Should Burien Have “Big Box” Stores? A Wal-Mart Next to Walgreens?
Burien City Council members recently voted 4-2 to approve comprehensive plan amendments that place no restrictions on the size of retail businesses (aka “Big Box Stores” like Wal-Mart) in the Northeast Redevelopment Area.
Mayor Joan McGilton, Deputy Mayor Rose Clark and councilmen Jack Block Jr. and Gordon Shaw voted for the final package of comprehensive plan amendments, which are required annually by the state’s Growth Management Act.
Councilwomen Sue Blazak and Lucy Krakowiak voted no.
Earlier, Block proposed an amendment, which was defeated, that would have limited the size of retail businesses to 80,000 square feet, changing the wording of “retail” to “moderate retail.”

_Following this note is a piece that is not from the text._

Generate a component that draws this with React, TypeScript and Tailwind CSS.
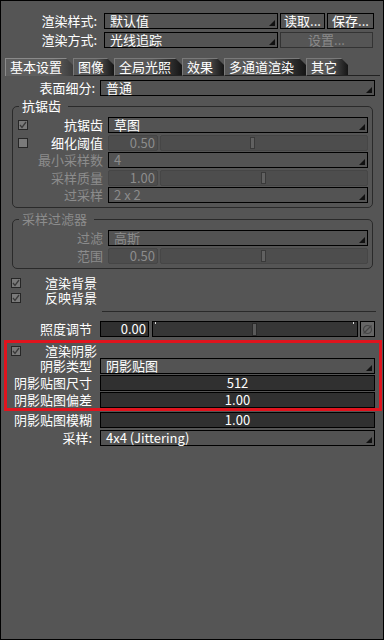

Clark countered that a limit would only hinder the economic development of the Northeast area.
She expressed concern that this conversation has been hijacked from retail to “big box” when what really needs to be addressed is retail of all sizes.
“We are going to have traffic no matter what we put in unless we leave it empty,” Clark said. “Let’s not forget we are increasing our population in our downtown area and we are already understaffed for police and we need a higher tax base to meet these needs.”
Five years ago, the area was rezoned from residential to light industrial, and since then “we have been trying to make the transition occur,” Krakowiak said.
“The new administration is recommending retail but we’ve had less than a year to discuss it and you can’t change it to retail without knowing the impacts.”
Krakowiak pointed to traffic issues that could come from new retail development, along with added police costs to support the new businesses.
She said a decision should wait until the redevelopment master plan is complete.
Burien has budgeted about $500,000 for a study on redevelopment in the Northeast area, which will be completed later this year.
“I encourage us to postpone this until we have better info to base our decision on,” Krakowiak added.
Bringing “big box” stores into Burien has been an issue among council members and the public for some time now, Block argued, and a square-footage limitation will prevent stores like these from coming in.
“I think that our community isn’t comfortable with having ‘big box’ retail,” Block said. “The northeast area is not appropriate for that type of development.”
A major concern with larger stores is that they would force smaller businesses to close their doors, unable to keep up with lower prices and larger quantities.
“We’re not trying to compete with Southcenter, small businesses is how Burien has found its niche,” Blazak said.
But she was willing to consider some sort of retail as long as there was a restriction on size, such as Block proposed in his amendment.
Other council members suggested, however, that putting a size limitation on businesses wouldn’t be as effective as it is made out to be. Larger stores will just scale down to accommodate the zoning rules of the city, they said.
“There have been many communities in the Northwest that have limited the size of footprints and what happens is businesses just modify to fit in with the community,” Krakowiak said.
A higher tax base could potentially come from new businesses in the northeast area.
Shaw responded that this is the perfect area for large type of business.
The location of this area just off State Route 518 and SR 509 will allow other communities to patronize these businesses without disturbing Burien’s current downtown traffic patterns.